Eine Erklärung der einfachen Bestandteile der Physik, man nennt sie physikalische Grundgrössen, ist nicht möglich. So kann man z. B. Zeiten nur messen, aber man kann nicht erklären, was Zeit ist, erklären im Sinne der Zurückführung auf Einfacheres. Wenn wir z. B. sagen: "Zeit ist die Möglichkeit, Ereignisse der Reihe nach zu ordnen", so ist das keine Erklärung des Begriffes Zeit. Zunächst mussten wir ja die Begriffe "Ereignis", "ordnen" und "der Reihe nach" erklären. Dabei kommen wir nicht umhin, das Wort "Zeit" zu verwenden, z. B. "ordnen" bedeutet in diesem Zusammenhang: "etwas der zeitlichen Reihenfolge nach aufzuführen". Man darf aber nicht einen Begriff mit sich selbst "erklären".

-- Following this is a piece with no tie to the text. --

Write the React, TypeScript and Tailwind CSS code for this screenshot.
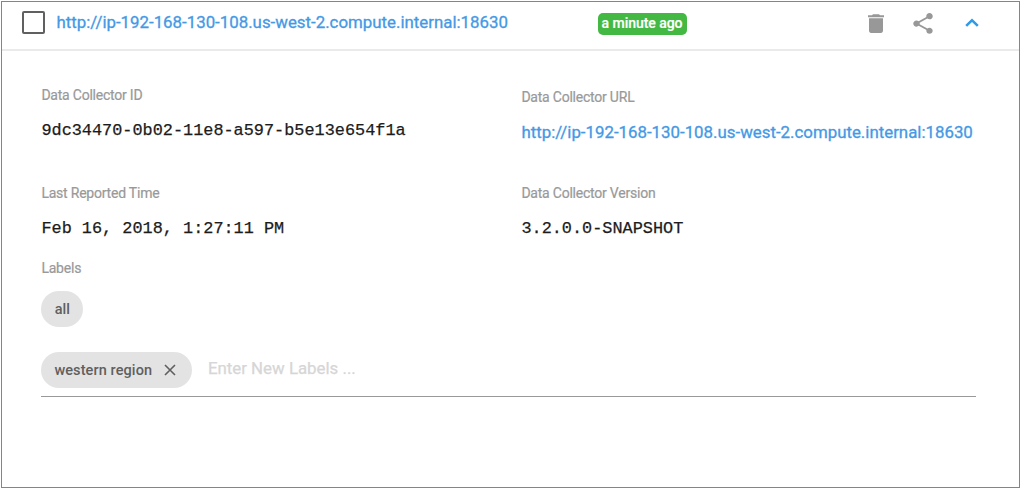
import React from "react";

const url = "http://ip-192-168-130-108.us-west-2.compute.internal:18630";

const caption = "text-[14px] tracking-[-0.22px] leading-[21px] text-[#999999] [-webkit-text-stroke:0.2px_#999999]";
const mono = "pt-px font-['Liberation_Mono',monospace] text-[16.87px] text-[#1c1c1c] [-webkit-text-stroke:0.25px_#1c1c1c]";
const link = "text-[16.85px] text-[#4499e5] [-webkit-text-stroke:0.3px_#4499e5]";

function Field({ label, children, className = "" }: { label: string; children: React.ReactNode; className?: string }) {
  return (
    <div className={`whitespace-nowrap ${className}`}>
      <div className={caption}>{label}</div>
      <div className="mt-[14px] flex h-5 leading-5">{children}</div>
    </div>
  );
}

export default function App() {
  return (
    <div className="h-[488px] w-[1020px] bg-white pt-px pl-px font-['Roboto',sans-serif]">
      <div className="h-[487px] w-[1019px] border border-[#858585]">
        <header className="flex h-[49px] items-center border-b-2 border-[#eaeaea] pb-[5px] pl-5">
          <div className="-mt-px h-[23px] w-[23px] shrink-0 rounded-[2px] border-2 border-[#606060]" />
          <div className={`-mt-[2px] ml-[11.5px] w-[541px] shrink-0 leading-5 whitespace-nowrap ${link}`}>{url}</div>
          <div className="mt-px flex h-[22px] w-[89px] shrink-0 items-center justify-center rounded-[5px] bg-[#43b944] pb-px text-[14px] font-medium tracking-[-0.05px] whitespace-nowrap text-white [-webkit-text-stroke:0.2px_#ffffff]">
            a minute ago
          </div>
          <svg className="mt-px ml-[177px] shrink-0" width="24" height="25" viewBox="0 0 24 24" preserveAspectRatio="none" fill="#989898">
            <path d="M5 19c0 1.1.9 2 2 2h10c1.1 0 2-.9 2-2V7H5v12zM20 4h-4l-1-1H9L8 4H4v2h16V4z" />
          </svg>
          <svg className="mt-px ml-[22px] shrink-0" width="26" height="25" viewBox="0 0 24 24" preserveAspectRatio="none" fill="#989898">
            <path d="M18 16.08c-.76 0-1.44.3-1.96.77L8.91 12.7c.05-.23.09-.46.09-.7s-.04-.47-.09-.7l7.05-4.11c.54.5 1.25.81 2.04.81 1.66 0 3-1.34 3-3s-1.34-3-3-3-3 1.34-3 3c0 .24.04.47.09.7L8.04 9.81C7.5 9.31 6.79 9 6 9c-1.66 0-3 1.34-3 3s1.34 3 3 3c.79 0 1.5-.31 2.04-.81l7.12 4.16c-.05.21-.08.43-.08.65 0 1.61 1.31 2.92 2.92 2.92 1.61 0 2.92-1.31 2.92-2.92s-1.31-2.92-2.92-2.92z" />
          </svg>
          <svg className="-mt-px ml-6 shrink-0" width="24" height="24" viewBox="0 0 24 24" fill="#2f9ae8">
            <path d="M12 7.5l-6.7 6.5 1.8 1.8 4.9-4.8 4.9 4.8 1.8-1.8z" />
          </svg>
        </header>
        <main className="pt-[34px] pl-[39.4px]">
          <div className="grid h-[98px] grid-cols-[480px_460px]">
            <Field label="Data Collector ID"><span className={mono}>9dc34470-0b02-11e8-a597-b5e13e654f1a</span></Field>
            <Field label="Data Collector URL" className="pt-[2px]"><span className={link}>{url}</span></Field>
          </div>
          <div className="grid h-[75px] grid-cols-[480px_460px]">
            <Field label="Last Reported Time"><span className={mono}>Feb 16, 2018, 1:27:11 PM</span></Field>
            <Field label="Data Collector Version"><span className={mono}>3.2.0.0-SNAPSHOT</span></Field>
          </div>
          <div className={caption}>Labels</div>
          <div className="mt-3 flex h-9 w-[42px] items-center justify-center rounded-full bg-[#e3e3e3] pt-px text-[14.5px] font-medium text-[#5f5f5f]">all</div>
          <div className="mt-[25px] flex h-[45px] w-[935px] items-start border-b border-[#999999]">
            <div className="flex h-9 w-[151px] items-center rounded-full bg-[#e3e3e3] pl-[13px] text-[14.5px] font-medium whitespace-nowrap text-[#5f5f5f]">
              <span className="w-[110px] pt-[2px] tracking-[0.1px]">western region</span>
              <svg width="12" height="12" viewBox="0 0 12 12" stroke="#5f5f5f" strokeWidth="1.6" fill="none">
                <path d="M1 1l10 10M11 1L1 11" />
              </svg>
            </div>
            <div className="ml-[15.5px] text-[16.85px] leading-8 whitespace-nowrap text-[#d6d6d6] [-webkit-text-stroke:0.25px_#d6d6d6]">Enter New Labels ...</div>
          </div>
        </main>
      </div>
    </div>
  );
}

In der Wissenschaft, auch in der Physik, können mehrere, sich sogar widersprechende Theorien, zumindest zeitweise, nebeneinander existieren. Als Beispiel seien die Theorien über die optischen Erscheinungen angeführt. Der englische Physiker Isaac Newton bildete 1669 die sog. Emissionstheorie aus, nach der das Licht aus einem feinsten Stoff bestehen soll, dessen Bestandteile, die Lichtkorpuskeln (Massenpunkte im Sinne der klassischen Mechanik), von der Lichtquelle fortgeschleudert werden. Christian Huygens, ein niederländischer Physiker, entwickelte dagegen 1677 die Wellentheorie des Lichtes, nach der das Licht ebenso wie der Schall, auf einer Wellenbewegung beruhen soll. Beide Theorien konnten die Erscheinungen der Reflexion und Brechung des Lichtes richtig erklären. Erst Augustin Fresnel, ein französischer Physik, brachte 1815 durch den Nachweis der Beugung und der Interferenzerscheinungen des Lichtes die Entscheidung für die Wellentheorie. Diese Erscheinungen waren durch die Korpuskulartheorie Newtons nicht erklärbar.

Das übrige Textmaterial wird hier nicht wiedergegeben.